Heavily influenced by the London-based Monocle lifestyle brand, I began with a simple retail concept called LON Little Shop and soon wanted to extend our reach with a printed quarterly. We landed on Alpine Modern as the perfect name. It just so happened that Sandra Henderson, a German-native journalist living in Boulder, had started a blog on "Alpine Modern" architecture just months before. I got in touch with her and shared my plans. She was thrilled and we were both instantly aligned on the vision for what Alpine Modern could become. It was an exhilarating time to be publishing a magazine. We built up a solid subscriber base and were distributed worldwide, but from the outset we decided to keep the magazine ad-free, and after two years and six quarterly issues, we decided to shutter the operation. Perhaps if we had incorporated advertising revenue we could have kept it alive but we ran out of time and financial resources before we could tweak the model.

As a tribute to the magazine, here’s the final draft of my "Letter From the Publisher" that I wrote for Issue 01:

‍So, I decided to publish a magazine. In print.

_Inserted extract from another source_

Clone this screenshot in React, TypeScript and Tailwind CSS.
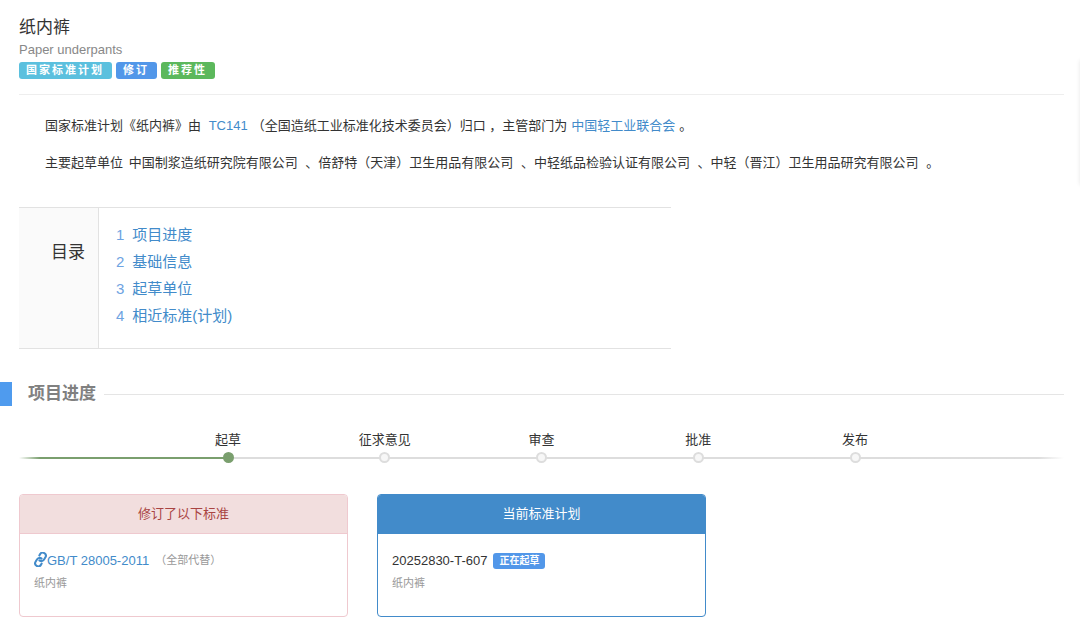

Print is not dead. There has been a welcome resurgence of interest in the craft of printed media, and my devotion to print has never wavered. I read the morning newspaper. Before long plane flights, I relish the opportunity to load up with an armful of magazines. The anticipation of breaking the spine on a new book gives me chills. And yet, I have every Apple product ever made, I run my businesses in the cloud, and I can code. I am no Luddite. I spend my days hitched to digital devices; so my idea of relaxed reading is not staring at another rectangular display. Give me print.

Alpine Modern is, quite simply, the magazine I have always wanted to read but could never find. A magazine with rich, global lifestyle editorial about modern living in mountain regions, with layout and typography inspired by mid-century Swiss design – and a magazine that limits its advertisements and partnerships with only brands that share these philosophies. I believe brand marketing should provide inspiration and discovery, not noise. Issue 01 is our first take on this ideal. Grab your coffee, throw another log on the fire, and settle into the first issue of Alpine Modern. Thanks for reading.